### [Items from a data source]
::::::::::

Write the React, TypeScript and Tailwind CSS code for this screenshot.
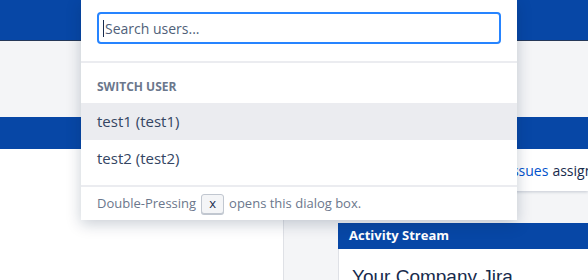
import { useState } from "react";

interface User {
  id: string;
  label: string;
}

const users: User[] = [
  { id: "test1", label: "test1 (test1)" },
  { id: "test2", label: "test2 (test2)" },
];

export default function App() {
  const [query, setQuery] = useState("");
  const [active, setActive] = useState("test1");

  const filtered = users.filter((u) =>
    u.label.toLowerCase().includes(query.toLowerCase())
  );

  return (
    <div
      className="relative h-[280px] w-[588px] overflow-hidden bg-white"
      style={{ fontFamily: '"Open Sans", "Noto Sans", sans-serif' }}
    >
      {/* page behind the dialog */}
      <div className="h-[41px] border-b border-[#253858] bg-[#0747a6]" />
      <div className="h-[76px] bg-[#f4f5f7]" />
      <div className="h-[32px] bg-[#0747a6]" />
      <div className="flex h-[131px]">
        <div className="w-[284px] shrink-0 border-r border-[#dfe1e6] bg-white" />
        <div className="min-w-0 flex-1 overflow-hidden bg-[#f4f5f7] pl-[54px]">
          <div className="flex h-[42px] items-center whitespace-nowrap bg-white pl-[12px] text-[14px] text-[#172b4d] shadow-[0_1px_3px_rgba(9,30,66,0.2)]">
            <span className="w-[158px] shrink-0" />
            <span className="text-[#0052cc]">Issues</span>
            <span className="ml-[4px]">assigned to me</span>
          </div>
          <div className="mt-[32px] flex h-[26px] items-center bg-[#0747a6] px-[11px] text-[13px] font-bold text-white">
            Activity Stream
          </div>
          <div className="h-[40px] border-l border-[#dfe1e6] bg-white pl-[13px] pt-[17px]">
            <div
              className="whitespace-nowrap text-[19px] leading-[1.15] text-[#172b4d]"
              style={{ fontFamily: '"Liberation Sans", Arial, sans-serif' }}
            >
              Your Company Jira
            </div>
          </div>
        </div>
      </div>

      {/* switch user dialog */}
      <div className="absolute left-[81px] top-0 w-[436px] bg-white shadow-[0_4px_14px_rgba(9,30,66,0.22)]">
        <div className="border-b-2 border-[#ebecf0] px-[16px] pb-[17px] pt-[12px]">
          <div className="relative">
            <input
              autoFocus
              value={query}
              onChange={(e) => setQuery(e.target.value)}
              placeholder="Search users..."
              className="block h-[32px] w-full rounded-[4px] border-2 border-[#2684ff] px-[6px] text-[14px] text-[#172b4d] caret-[#172b4d] outline-none placeholder:text-[#505f79]"
            />
            {query === "" && (
              <span className="pointer-events-none absolute left-[6px] top-[8px] h-[17px] w-px bg-[#172b4d]" />
            )}
          </div>
        </div>
        <div className="pb-[9px]">
          <div className="px-[16px] pb-[8px] pt-[16px] text-[12px] font-bold leading-[16px] text-[#6b778c]">
            SWITCH USER
          </div>
          {filtered.map((u, i) => (
            <div
              key={u.id}
              onMouseEnter={() => setActive(u.id)}
              className={`flex items-center px-[16px] text-[15px] text-[#344563] ${
                i === 0 ? "h-[37px]" : "h-[36px]"
              } ${active === u.id ? "bg-[#ebecf0]" : "bg-white"}`}
            >
              {u.label}
            </div>
          ))}
        </div>
        <div className="flex h-[35px] items-center border-t-2 border-[#ebecf0] px-[16px] text-[13px] text-[#6b778c]">
          <span>Double-Pressing</span>
          <span className="mx-[5px] flex h-[20px] w-[23px] items-center justify-center rounded-[3px] border border-[#c1c7d0] bg-[#f4f5f7] text-[13px] text-[#172b4d] shadow-[0_1px_0_#c1c7d0]">
            x
          </span>
          <span>opens this dialog box.</span>
        </div>
      </div>
    </div>
  );
}
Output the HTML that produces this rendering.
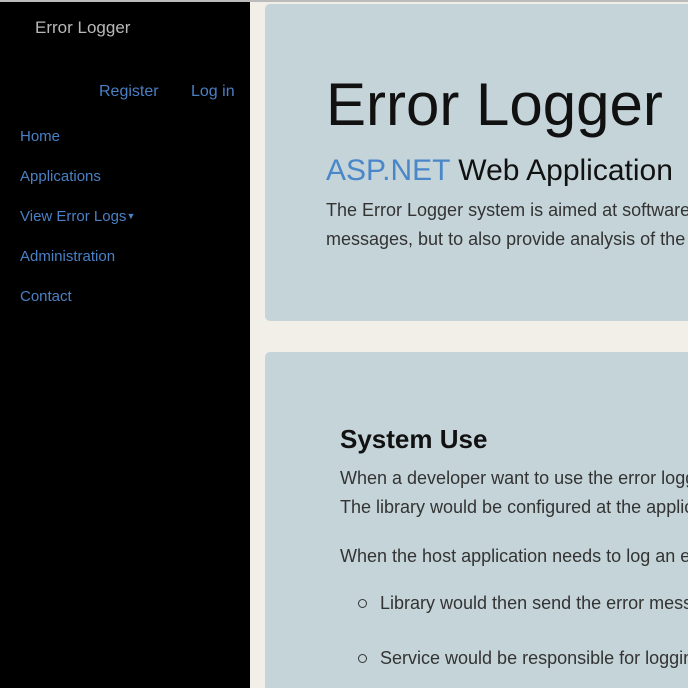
<!DOCTYPE html>
<html><head><meta charset="utf-8"><style>
*{margin:0;padding:0;box-sizing:border-box}
html,body{width:688px;height:688px;overflow:hidden}
body{background:#f2efe9;font-family:"Liberation Sans",sans-serif;position:relative}
.t{position:absolute;white-space:nowrap;line-height:1.25}
#side{position:absolute;left:0;top:2px;width:250px;height:686px;background:#000}
a{color:#4a80c4;text-decoration:none}
.card{position:absolute;background:#c4d4d9;border-radius:5px}
.p{color:#333;font-size:18px;font-weight:300}
</style></head><body>
<div style="position:absolute;left:0;top:0;width:688px;height:2px;background:#bbb"></div>
<div id="side"></div>
<div class="t" style="left:35px;top:17px;color:#b8b8b8;font-size:17px">Error Logger</div>
<div class="t" style="left:99px;top:82px;font-size:16px"><a>Register</a></div>
<div class="t" style="left:191px;top:82px;font-size:16px"><a>Log in</a></div>
<div class="t" style="left:20px;top:128px;font-size:15px"><a>Home</a></div>
<div class="t" style="left:20px;top:168px;font-size:15px"><a>Applications</a></div>
<div class="t" style="left:20px;top:208px;font-size:15px"><a>View Error Logs<span style="font-size:9px;position:relative;top:-2px">▼</span></a></div>
<div class="t" style="left:20px;top:248px;font-size:15px"><a>Administration</a></div>
<div class="t" style="left:20px;top:288px;font-size:15px"><a>Contact</a></div>

<div class="card" style="left:265px;top:4px;width:440px;height:317px"></div>
<div class="t" style="left:326px;top:72px;font-size:60px;color:#111;line-height:1.1">Error Logger</div>
<div class="t" style="left:326px;top:152px;font-size:30px;color:#111"><span style="color:#4a87c8">ASP.NET</span> Web Application</div>
<div class="t p" style="left:326px;top:199px;overflow:hidden;width:362px">The Error Logger system is aimed at software developers</div>
<div class="t p" style="left:326px;top:228px;overflow:hidden;width:362px">messages, but to also provide analysis of the data</div>

<div class="card" style="left:265px;top:352px;width:440px;height:340px"></div>
<div class="t" style="left:340px;top:423px;font-size:26px;color:#111;font-weight:bold">System Use</div>
<div class="t p" style="left:340px;top:467px;width:348px;overflow:hidden">When a developer want to use the error logger</div>
<div class="t p" style="left:340px;top:496px;width:348px;overflow:hidden">The library would be configured at the application</div>
<div class="t p" style="left:340px;top:545px;width:348px;overflow:hidden">When the host application needs to log an error</div>
<div style="position:absolute;left:358px;top:599px;width:9px;height:9px;border:1.5px solid #333;border-radius:50%"></div>
<div class="t p" style="left:380px;top:592px;width:308px;overflow:hidden">Library would then send the error message</div>
<div style="position:absolute;left:358px;top:654px;width:9px;height:9px;border:1.5px solid #333;border-radius:50%"></div>
<div class="t p" style="left:380px;top:647px;width:308px;overflow:hidden">Service would be responsible for logging</div>
</body></html>
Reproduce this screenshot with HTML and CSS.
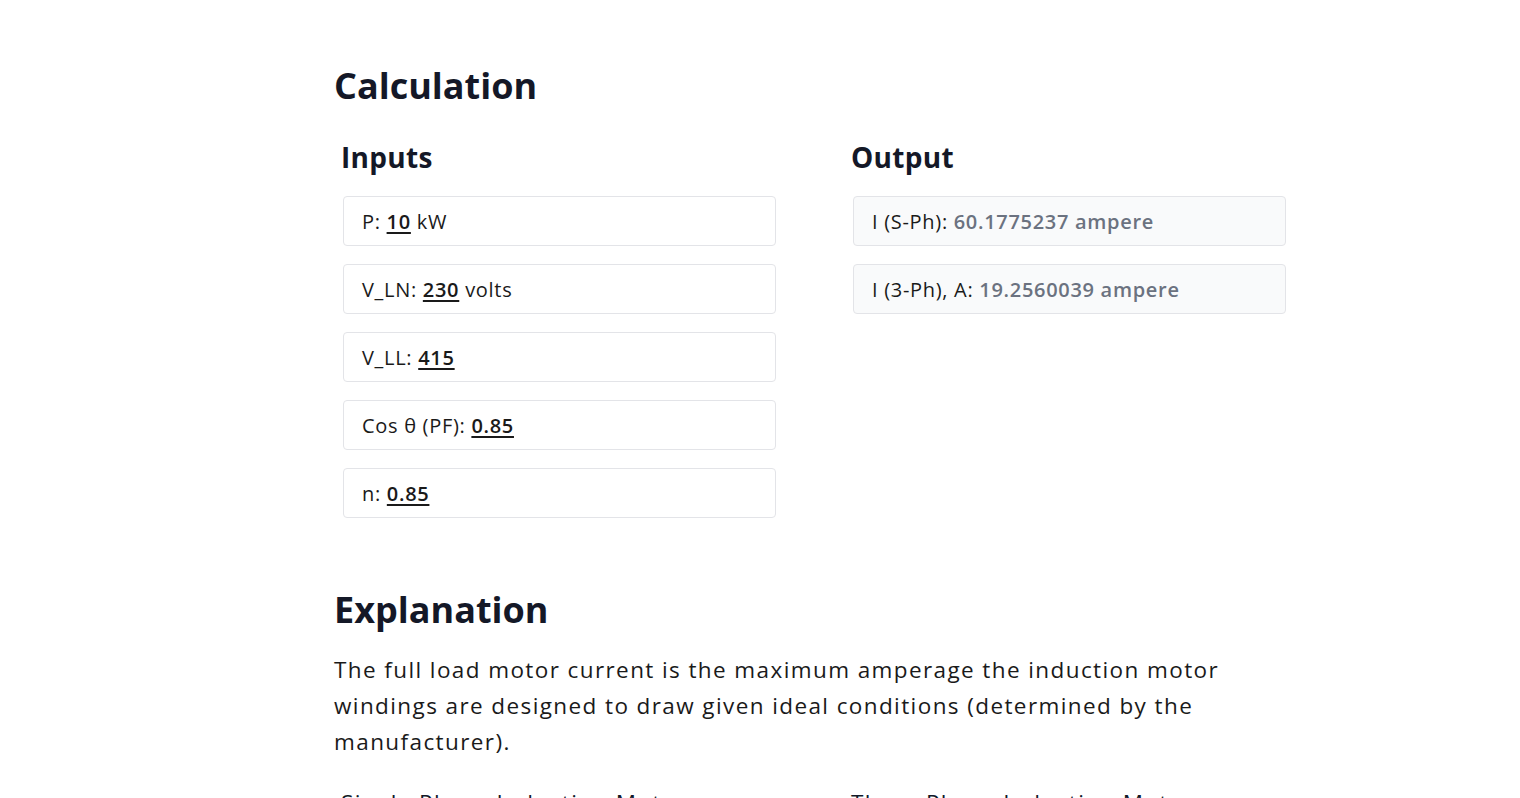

::::::::::

### [TASK PROMPT]
Transcribe all of the material exactly, leaving out whatever pictures it contains.

### [SOLUTION FOR THIS TASK]
Write the React, TypeScript and Tailwind CSS code for this screenshot.
import { useState } from "react";

interface User {
  id: string;
  label: string;
}

const users: User[] = [
  { id: "test1", label: "test1 (test1)" },
  { id: "test2", label: "test2 (test2)" },
];

export default function App() {
  const [query, setQuery] = useState("");
  const [active, setActive] = useState("test1");

  const filtered = users.filter((u) =>
    u.label.toLowerCase().includes(query.toLowerCase())
  );

  return (
    <div
      className="relative h-[280px] w-[588px] overflow-hidden bg-white"
      style={{ fontFamily: '"Open Sans", "Noto Sans", sans-serif' }}
    >
      {/* page behind the dialog */}
      <div className="h-[41px] border-b border-[#253858] bg-[#0747a6]" />
      <div className="h-[76px] bg-[#f4f5f7]" />
      <div className="h-[32px] bg-[#0747a6]" />
      <div className="flex h-[131px]">
        <div className="w-[284px] shrink-0 border-r border-[#dfe1e6] bg-white" />
        <div className="min-w-0 flex-1 overflow-hidden bg-[#f4f5f7] pl-[54px]">
          <div className="flex h-[42px] items-center whitespace-nowrap bg-white pl-[12px] text-[14px] text-[#172b4d] shadow-[0_1px_3px_rgba(9,30,66,0.2)]">
            <span className="w-[158px] shrink-0" />
            <span className="text-[#0052cc]">Issues</span>
            <span className="ml-[4px]">assigned to me</span>
          </div>
          <div className="mt-[32px] flex h-[26px] items-center bg-[#0747a6] px-[11px] text-[13px] font-bold text-white">
            Activity Stream
          </div>
          <div className="h-[40px] border-l border-[#dfe1e6] bg-white pl-[13px] pt-[17px]">
            <div
              className="whitespace-nowrap text-[19px] leading-[1.15] text-[#172b4d]"
              style={{ fontFamily: '"Liberation Sans", Arial, sans-serif' }}
            >
              Your Company Jira
            </div>
          </div>
        </div>
      </div>

      {/* switch user dialog */}
      <div className="absolute left-[81px] top-0 w-[436px] bg-white shadow-[0_4px_14px_rgba(9,30,66,0.22)]">
        <div className="border-b-2 border-[#ebecf0] px-[16px] pb-[17px] pt-[12px]">
          <div className="relative">
            <input
              autoFocus
              value={query}
              onChange={(e) => setQuery(e.target.value)}
              placeholder="Search users..."
              className="block h-[32px] w-full rounded-[4px] border-2 border-[#2684ff] px-[6px] text-[14px] text-[#172b4d] caret-[#172b4d] outline-none placeholder:text-[#505f79]"
            />
            {query === "" && (
              <span className="pointer-events-none absolute left-[6px] top-[8px] h-[17px] w-px bg-[#172b4d]" />
            )}
          </div>
        </div>
        <div className="pb-[9px]">
          <div className="px-[16px] pb-[8px] pt-[16px] text-[12px] font-bold leading-[16px] text-[#6b778c]">
            SWITCH USER
          </div>
          {filtered.map((u, i) => (
            <div
              key={u.id}
              onMouseEnter={() => setActive(u.id)}
              className={`flex items-center px-[16px] text-[15px] text-[#344563] ${
                i === 0 ? "h-[37px]" : "h-[36px]"
              } ${active === u.id ? "bg-[#ebecf0]" : "bg-white"}`}
            >
              {u.label}
            </div>
          ))}
        </div>
        <div className="flex h-[35px] items-center border-t-2 border-[#ebecf0] px-[16px] text-[13px] text-[#6b778c]">
          <span>Double-Pressing</span>
          <span className="mx-[5px] flex h-[20px] w-[23px] items-center justify-center rounded-[3px] border border-[#c1c7d0] bg-[#f4f5f7] text-[13px] text-[#172b4d] shadow-[0_1px_0_#c1c7d0]">
            x
          </span>
          <span>opens this dialog box.</span>
        </div>
      </div>
    </div>
  );
}
Output the HTML that produces this rendering.
<!DOCTYPE html>
<html><head><meta charset="utf-8"><style>
*{margin:0;padding:0;box-sizing:border-box}
html,body{width:688px;height:688px;overflow:hidden}
body{background:#f2efe9;font-family:"Liberation Sans",sans-serif;position:relative}
.t{position:absolute;white-space:nowrap;line-height:1.25}
#side{position:absolute;left:0;top:2px;width:250px;height:686px;background:#000}
a{color:#4a80c4;text-decoration:none}
.card{position:absolute;background:#c4d4d9;border-radius:5px}
.p{color:#333;font-size:18px;font-weight:300}
</style></head><body>
<div style="position:absolute;left:0;top:0;width:688px;height:2px;background:#bbb"></div>
<div id="side"></div>
<div class="t" style="left:35px;top:17px;color:#b8b8b8;font-size:17px">Error Logger</div>
<div class="t" style="left:99px;top:82px;font-size:16px"><a>Register</a></div>
<div class="t" style="left:191px;top:82px;font-size:16px"><a>Log in</a></div>
<div class="t" style="left:20px;top:128px;font-size:15px"><a>Home</a></div>
<div class="t" style="left:20px;top:168px;font-size:15px"><a>Applications</a></div>
<div class="t" style="left:20px;top:208px;font-size:15px"><a>View Error Logs<span style="font-size:9px;position:relative;top:-2px">▼</span></a></div>
<div class="t" style="left:20px;top:248px;font-size:15px"><a>Administration</a></div>
<div class="t" style="left:20px;top:288px;font-size:15px"><a>Contact</a></div>

<div class="card" style="left:265px;top:4px;width:440px;height:317px"></div>
<div class="t" style="left:326px;top:72px;font-size:60px;color:#111;line-height:1.1">Error Logger</div>
<div class="t" style="left:326px;top:152px;font-size:30px;color:#111"><span style="color:#4a87c8">ASP.NET</span> Web Application</div>
<div class="t p" style="left:326px;top:199px;overflow:hidden;width:362px">The Error Logger system is aimed at software developers</div>
<div class="t p" style="left:326px;top:228px;overflow:hidden;width:362px">messages, but to also provide analysis of the data</div>

<div class="card" style="left:265px;top:352px;width:440px;height:340px"></div>
<div class="t" style="left:340px;top:423px;font-size:26px;color:#111;font-weight:bold">System Use</div>
<div class="t p" style="left:340px;top:467px;width:348px;overflow:hidden">When a developer want to use the error logger</div>
<div class="t p" style="left:340px;top:496px;width:348px;overflow:hidden">The library would be configured at the application</div>
<div class="t p" style="left:340px;top:545px;width:348px;overflow:hidden">When the host application needs to log an error</div>
<div style="position:absolute;left:358px;top:599px;width:9px;height:9px;border:1.5px solid #333;border-radius:50%"></div>
<div class="t p" style="left:380px;top:592px;width:308px;overflow:hidden">Library would then send the error message</div>
<div style="position:absolute;left:358px;top:654px;width:9px;height:9px;border:1.5px solid #333;border-radius:50%"></div>
<div class="t p" style="left:380px;top:647px;width:308px;overflow:hidden">Service would be responsible for logging</div>
</body></html>
Reproduce this screenshot with HTML and CSS.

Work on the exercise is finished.